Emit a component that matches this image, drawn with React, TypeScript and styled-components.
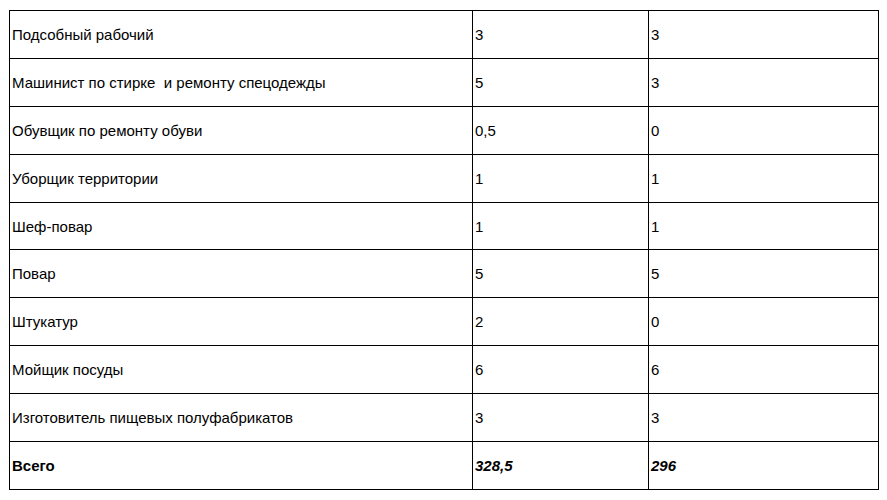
import React from 'react';
import styled, { createGlobalStyle } from 'styled-components';

const GlobalStyle = createGlobalStyle`
  html, body {
    margin: 0;
    padding: 0;
    background: #ffffff;
  }
  body {
    font-family: "Liberation Sans", Arial, sans-serif;
    color: #000000;
  }
`;

const Page = styled.div`
  padding: 10px 0 0 9px;
`;

const Table = styled.table`
  border-collapse: collapse;
  table-layout: fixed;
  width: 869px;
  font-size: 15px;
`;

const Cell = styled.td<{ bold?: boolean; italic?: boolean }>`
  border: 1px solid #000000;
  height: 46.9px;
  padding: 0 0 0 2px;
  vertical-align: middle;
  text-align: left;
  white-space: pre;
  font-weight: ${props => (props.bold ? 'bold' : 'normal')};
  font-style: ${props => (props.italic ? 'italic' : 'normal')};
`;

const rows: [string, string, string][] = [
  ['Подсобный рабочий', '3', '3'],
  ['Машинист по стирке  и ремонту спецодежды', '5', '3'],
  ['Обувщик по ремонту обуви', '0,5', '0'],
  ['Уборщик территории', '1', '1'],
  ['Шеф-повар', '1', '1'],
  ['Повар', '5', '5'],
  ['Штукатур', '2', '0'],
  ['Мойщик посуды', '6', '6'],
  ['Изготовитель пищевых полуфабрикатов', '3', '3'],
];

const App: React.FC = () => {
  return (
    <>
      <GlobalStyle />
      <Page>
        <Table>
          <colgroup>
            <col style={{ width: 463 }} />
            <col style={{ width: 176 }} />
            <col style={{ width: 230 }} />
          </colgroup>
          <tbody>
            {rows.map(([name, plan, fact]) => (
              <tr key={name}>
                <Cell>{name}</Cell>
                <Cell>{plan}</Cell>
                <Cell>{fact}</Cell>
              </tr>
            ))}
            <tr>
              <Cell bold>Всего</Cell>
              <Cell bold italic>328,5</Cell>
              <Cell bold italic>296</Cell>
            </tr>
          </tbody>
        </Table>
      </Page>
    </>
  );
};

export default App;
#####
[Instructions to follow]
Leave the images out and output the remaining material exactly as it stands.

[Written solution]
Emit a component that matches this image, drawn with React, TypeScript and styled-components.
import React from 'react';
import styled, { createGlobalStyle } from 'styled-components';

const GlobalStyle = createGlobalStyle`
  html, body {
    margin: 0;
    padding: 0;
    background: #ffffff;
  }
  body {
    font-family: "Liberation Sans", Arial, sans-serif;
    color: #000000;
  }
`;

const Page = styled.div`
  padding: 10px 0 0 9px;
`;

const Table = styled.table`
  border-collapse: collapse;
  table-layout: fixed;
  width: 869px;
  font-size: 15px;
`;

const Cell = styled.td<{ bold?: boolean; italic?: boolean }>`
  border: 1px solid #000000;
  height: 46.9px;
  padding: 0 0 0 2px;
  vertical-align: middle;
  text-align: left;
  white-space: pre;
  font-weight: ${props => (props.bold ? 'bold' : 'normal')};
  font-style: ${props => (props.italic ? 'italic' : 'normal')};
`;

const rows: [string, string, string][] = [
  ['Подсобный рабочий', '3', '3'],
  ['Машинист по стирке  и ремонту спецодежды', '5', '3'],
  ['Обувщик по ремонту обуви', '0,5', '0'],
  ['Уборщик территории', '1', '1'],
  ['Шеф-повар', '1', '1'],
  ['Повар', '5', '5'],
  ['Штукатур', '2', '0'],
  ['Мойщик посуды', '6', '6'],
  ['Изготовитель пищевых полуфабрикатов', '3', '3'],
];

const App: React.FC = () => {
  return (
    <>
      <GlobalStyle />
      <Page>
        <Table>
          <colgroup>
            <col style={{ width: 463 }} />
            <col style={{ width: 176 }} />
            <col style={{ width: 230 }} />
          </colgroup>
          <tbody>
            {rows.map(([name, plan, fact]) => (
              <tr key={name}>
                <Cell>{name}</Cell>
                <Cell>{plan}</Cell>
                <Cell>{fact}</Cell>
              </tr>
            ))}
            <tr>
              <Cell bold>Всего</Cell>
              <Cell bold italic>328,5</Cell>
              <Cell bold italic>296</Cell>
            </tr>
          </tbody>
        </Table>
      </Page>
    </>
  );
};

export default App;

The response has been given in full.